Saturday, October 15, 2011

A surprisingly rambling post about shelving and tennis

Sarah and I will be celebrating our first wedding anniversary in a week and a day. It may qualify as the strangest, happiest and most unsettled year of my life (ask me again in 50 years. Set an Outlook reminder so you don't forget). We spent every day together in India for nearly six months, we got back and kept on moving (from Oval to Shannon to Cheadle to Ealing to Salisbury), slowed down for a few months in the Cheshire countryside (courtesy of generous family members, shout out), got a hefty chunk of freelance work, and took Megabuses between Manchester and London. I played a little Xbox, before the E74 error put a stop to that.

Fields, Iwerne Minster 

I can't be bothered to do a tortured drawn-out metaphor about striding boldly through the furrowed fields of the present towards the horizon of the future (see photo), because really we're just feeling our way in the dark. We got to go through our old possessions a few months back and realised that not much of the stash is really worth hauling down from the loft. You'd have to be pretty hard-minded not to concede after a few months of backpacking that unless you own a house with extensive shelving, you can forget the removal van and get by with a hard drive and a Kindle.

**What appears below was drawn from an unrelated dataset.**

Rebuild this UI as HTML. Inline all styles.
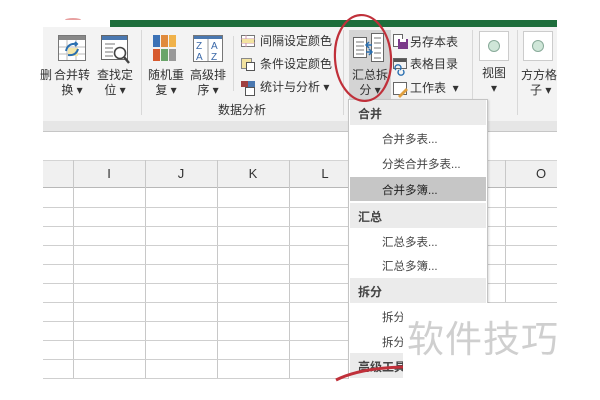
<!DOCTYPE html>
<html><head><meta charset="utf-8"><style>
*{margin:0;padding:0;box-sizing:border-box}
body{width:600px;height:400px;background:#fff;position:relative;overflow:hidden;font-family:"Liberation Sans","Noto Sans CJK SC",sans-serif;color:#333}
.a{position:absolute}
.t{position:absolute;font-size:12px;line-height:14px;white-space:nowrap;color:#333}
.c{text-align:center}
.vl{position:absolute;width:1px;background:#c8c8c8}
.hl{position:absolute;height:1px;background:#cfcfcf}
.mi{position:absolute;left:382px;font-size:11.5px;color:#444}
.mh{position:absolute;left:350px;width:136px;height:25px;background:#ebebeb;font-size:12px;font-weight:bold;color:#444;padding:5px 0 0 8px}
</style></head><body>
<div class="a" style="left:43px;top:20px;width:514px;height:101px;background:#f3f3f3"></div>
<div class="a" style="left:43px;top:20px;width:67px;height:7px;background:#fff"></div>
<div class="a" style="left:110px;top:20px;width:447px;height:7px;background:#1e6e3c"></div>
<div class="a" style="left:65px;top:18px;width:16px;height:4px;border-top:2px solid #e8a0a0;border-radius:50%"></div>
<div class="a" style="left:43px;top:121px;width:514px;height:11px;background:#e6e6e6;border-bottom:1px solid #c6c6c6"></div>
<div class="a" style="left:43px;top:132px;width:514px;height:28px;background:#fff"></div>
<div class="a" style="left:43px;top:160px;width:514px;height:28px;background:#f0f0f0;border-top:1px solid #d4d4d4;border-bottom:1px solid #b8b8b8"></div>
<div class="t c" style="left:73px;top:167px;width:72px;font-size:13px">I</div>
<div class="t c" style="left:145px;top:167px;width:72px;font-size:13px">J</div>
<div class="t c" style="left:217px;top:167px;width:72px;font-size:13px">K</div>
<div class="t c" style="left:289px;top:167px;width:72px;font-size:13px">L</div>
<div class="t c" style="left:505px;top:167px;width:72px;font-size:13px">O</div>
<div class="vl" style="left:73px;top:160px;height:219px"></div>
<div class="vl" style="left:145px;top:160px;height:219px"></div>
<div class="vl" style="left:217px;top:160px;height:219px"></div>
<div class="vl" style="left:289px;top:160px;height:219px"></div>
<div class="vl" style="left:361px;top:160px;height:219px"></div>
<div class="vl" style="left:433px;top:160px;height:219px"></div>
<div class="vl" style="left:505px;top:160px;height:219px"></div>
<div class="hl" style="left:43px;top:207px;width:514px"></div>
<div class="hl" style="left:43px;top:226px;width:514px"></div>
<div class="hl" style="left:43px;top:245px;width:514px"></div>
<div class="hl" style="left:43px;top:264px;width:514px"></div>
<div class="hl" style="left:43px;top:283px;width:514px"></div>
<div class="hl" style="left:43px;top:302px;width:514px"></div>
<div class="hl" style="left:43px;top:321px;width:514px"></div>
<div class="hl" style="left:43px;top:340px;width:514px"></div>
<div class="hl" style="left:43px;top:359px;width:514px"></div>
<div class="hl" style="left:43px;top:378px;width:514px"></div>
<div class="a" style="left:0;top:379px;width:600px;height:21px;background:#fff"></div>

<div class="t" style="left:40px;top:68px">删</div>
<svg class="a" style="left:58px;top:35px" width="28" height="26"><rect x="0.5" y="0.5" width="27" height="25" fill="#fff" stroke="#777"/><rect x="1" y="1" width="26" height="4" fill="#888"/><path d="M1 12H27M1 19H27M9 5V25M18 5V25" stroke="#bbb"/><rect x="10" y="13" width="10" height="8" fill="#f3e6a8"/><path d="M8 16q2-8 10-7M17 7l2 2-2 2M20 14q-2 7-10 6" stroke="#2a6fb0" stroke-width="2" fill="none"/></svg>
<div class="t c" style="left:52px;top:68px;width:40px">合并转</div>
<div class="t c" style="left:52px;top:83px;width:40px">换 ▾</div>
<svg class="a" style="left:101px;top:35px" width="30" height="30"><rect x="0.5" y="0.5" width="26" height="24" fill="#fff" stroke="#666"/><rect x="1" y="1" width="25" height="4" fill="#4a78b0"/><path d="M4 9H14M4 13H12M4 17H12M4 21H12" stroke="#777"/><circle cx="19" cy="18" r="5.5" fill="#fff" stroke="#444" stroke-width="1.6"/><path d="M23 22l5 6" stroke="#444" stroke-width="2.4"/></svg>
<div class="t c" style="left:95px;top:68px;width:40px">查找定</div>
<div class="t c" style="left:95px;top:83px;width:40px">位 ▾</div>
<div class="vl" style="left:141px;top:30px;height:85px;background:#d8d8d8"></div>
<svg class="a" style="left:153px;top:35px" width="25" height="27"><rect x="0" y="0" width="7" height="12" fill="#3c72b6"/><rect x="8" y="0" width="7" height="12" fill="#e08a3c"/><rect x="16" y="0" width="7" height="12" fill="#f0b24a"/><rect x="0" y="14" width="7" height="12" fill="#d75a2e"/><rect x="8" y="14" width="7" height="12" fill="#6aa56a"/><rect x="16" y="14" width="7" height="12" fill="#999"/></svg>
<div class="t c" style="left:146px;top:68px;width:40px">随机重</div>
<div class="t c" style="left:146px;top:83px;width:40px">复 ▾</div>
<svg class="a" style="left:193px;top:35px" width="30" height="27"><rect x="0.5" y="0.5" width="29" height="26" fill="#fff" stroke="#777"/><rect x="1" y="1" width="28" height="3" fill="#4a78b0"/><path d="M15 4V26" stroke="#999"/><text x="3" y="14" font-size="10" fill="#3a68a8" font-family="Liberation Sans">Z</text><text x="3" y="25" font-size="10" fill="#3a68a8" font-family="Liberation Sans">A</text><text x="18" y="14" font-size="10" fill="#3a68a8" font-family="Liberation Sans">A</text><text x="18" y="25" font-size="10" fill="#3a68a8" font-family="Liberation Sans">Z</text></svg>
<div class="t c" style="left:188px;top:68px;width:40px">高级排</div>
<div class="t c" style="left:188px;top:83px;width:40px">序 ▾</div>
<div class="vl" style="left:233px;top:36px;height:55px;background:#d8d8d8"></div>
<svg class="a" style="left:241px;top:35px" width="14" height="62"><rect x="0.5" y="0.5" width="13" height="11" fill="#fff" stroke="#777"/><path d="M0 4H14M0 8H14M5 0V12" stroke="#c9a" /><rect x="1" y="4" width="12" height="4" fill="#f3e3a0"/><rect x="0.5" y="23.5" width="10" height="10" fill="#f3e3a0" stroke="#888"/><rect x="5.5" y="27.5" width="8" height="8" fill="#fff" stroke="#555"/><rect x="0" y="46" width="7" height="6" fill="#a04040"/><rect x="7" y="46" width="7" height="6" fill="#4a78b0"/><rect x="4.5" y="52.5" width="9" height="8" fill="#fff" stroke="#555"/></svg>
<div class="t" style="left:260px;top:34px">间隔设定颜色</div>
<div class="t" style="left:260px;top:57px">条件设定颜色</div>
<div class="t" style="left:260px;top:80px">统计与分析 ▾</div>
<div class="t" style="left:218px;top:103px">数据分析</div>
<div class="vl" style="left:343px;top:30px;height:85px;background:#d8d8d8"></div>
<div class="a" style="left:349px;top:30px;width:42px;height:70px;background:#d4d4d4"></div>
<svg class="a" style="left:353px;top:33px" width="32" height="30"><rect x="0.5" y="4.5" width="13" height="20" fill="#fff" stroke="#666"/><path d="M3 9H11M3 13H11M3 17H11M3 21H11" stroke="#777"/><rect x="18.5" y="0.5" width="12" height="28" fill="#fff" stroke="#666"/><path d="M21 5H28M21 10H28M21 15H28M21 20H28M21 25H28" stroke="#777"/><path d="M13 12H19M16 9l-3 3 3 3M13 19H19M16 16l3 3-3 3" stroke="#2a6fb0" stroke-width="1.5" fill="none"/></svg>
<div class="t c" style="left:349px;top:68px;width:42px">汇总拆</div>
<div class="t c" style="left:349px;top:83px;width:42px">分 ▾</div>
<svg class="a" style="left:393px;top:34px" width="16" height="64"><rect x="0.5" y="0.5" width="9" height="12" fill="#fff" stroke="#666"/><rect x="5" y="5" width="10" height="10" fill="#7b3a8a"/><rect x="7" y="5" width="6" height="3" fill="#fff"/><rect x="0" y="24" width="14" height="4" fill="#555"/><rect x="0.5" y="24.5" width="13" height="10" fill="none" stroke="#666"/><path d="M3 36a3 3 0 1 1 4 0M6 36a3 3 0 1 0 4 0" stroke="#2a6fb0" fill="none" stroke-width="1.4"/><rect x="0.5" y="48.5" width="13" height="12" fill="#fff" stroke="#666"/><path d="M5 62l8-8 2 2-8 8z" fill="#e0a040"/></svg>
<div class="t" style="left:410px;top:35px">另存本表</div>
<div class="t" style="left:410px;top:57px">表格目录</div>
<div class="t" style="left:410px;top:81px">工作表 &nbsp;▾</div>
<div class="vl" style="left:472px;top:30px;height:85px;background:#d8d8d8"></div>
<div class="a" style="left:479px;top:31px;width:30px;height:30px;background:#fff;border:1px solid #ccc"></div>
<div class="a" style="left:488px;top:40px;width:12px;height:12px;border-radius:50%;background:#cfe6d8;border:1px solid #8a9"></div>
<div class="t c" style="left:474px;top:66px;width:40px">视图</div>
<div class="t c" style="left:474px;top:81px;width:40px">▾</div>
<div class="vl" style="left:517px;top:30px;height:85px;background:#d8d8d8"></div>
<div class="a" style="left:523px;top:31px;width:30px;height:30px;background:#fff;border:1px solid #ccc"></div>
<div class="a" style="left:532px;top:40px;width:12px;height:12px;border-radius:50%;background:#cfe6d8;border:1px solid #8a9"></div>
<div class="t" style="left:521px;top:68px">方方格</div>
<div class="t" style="left:530px;top:83px">子 ▾</div>

<div class="a" style="left:348px;top:99px;width:140px;height:290px;background:#fff;border:1px solid #c4c4c4;box-shadow:1px 1px 2px rgba(0,0,0,.15)"></div>
<div class="mh" style="top:100px">合并</div>
<div class="mi" style="top:131px">合并多表...</div>
<div class="mi" style="top:156px">分类合并多表...</div>
<div class="a" style="left:350px;top:177px;width:136px;height:24px;background:#c6c6c6"></div>
<div class="mi" style="top:182px;color:#222">合并多簿...</div>
<div class="mh" style="top:203px">汇总</div>
<div class="mi" style="top:234px">汇总多表...</div>
<div class="mi" style="top:258px">汇总多簿...</div>
<div class="mh" style="top:278px">拆分</div>
<div class="mi" style="top:309px">拆分</div>
<div class="mi" style="top:334px">拆分</div>
<div class="mh" style="top:353px">高级工具</div>
<div class="a" style="left:403px;top:303px;width:197px;height:97px;background:#fff"></div>
<div class="t" style="left:407px;top:318px;font-size:37px;line-height:44px;color:#cfcfcf;letter-spacing:1px">软件技巧</div>
<div class="a" style="left:0;top:379px;width:600px;height:21px;background:#fff"></div>
<svg class="a" style="left:0;top:0" width="600" height="400"><ellipse cx="363" cy="58" rx="28" ry="43" fill="none" stroke="#c0303a" stroke-width="2.2" transform="rotate(-4 363 58)"/><path d="M336 380Q360 368 403 367" stroke="#c0303a" stroke-width="3" fill="none"/></svg>
</body></html>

Not that a house with extensive shelving is on the agenda anyway - instead, we're back in south London in a flat-share with a couple of old friends. Not your average post-marriage set-up, it's true, but it's turning out to be immensely fun. I haven't been this sociable since 2002. And in the last month I've played more hours of tennis than I did throughout my 20s, thanks to this.


 

The Landlord and I (after some drinks, admittedly) were inspired and set about it. Disaster struck, but slowly. It chipped away, really. After 13 consecutive days we caved in (literally, almost) and rested due to a combination of wristy RSI, back pain and all-round massive exhaustion. Shame. I would say this, though: getting to the office at 9am having already played a set of tennis is an amazing thing, and you walk round energised, smiling at the secret in your head. Going down the escalator at Vauxhall on my way to work after a 7am knockabout, my eye was caught by the sight of a woman handing her young son a tennis ball. I looked again; it was an apple. Tennis on the brain.

The block

A friend saw this picture on Facebook and said later, "Oh! You're living somewhere gritty and urban now, aren't you?" - and the snap was supposed to have something of the Original Pirate Material about it. But actually this is the view looking out. Sarah was originally wary about the transition from the rolling hills of Bollington, identifying one of our new local London landmarks, a massive painted wooden board with the legend "PLEASE LEAVE ROOM FOR ACCESS :-)" as a downer, an unwelcoming symbol of city life. I think for her it was like a passive-aggressive post-it note scaled up 500% and evidence that the capital is snarling at innocent passers-by. I was like, "BUT WHAT ABOUT THE SMILEY?" That did the trick. It's a pretty persuasive argument.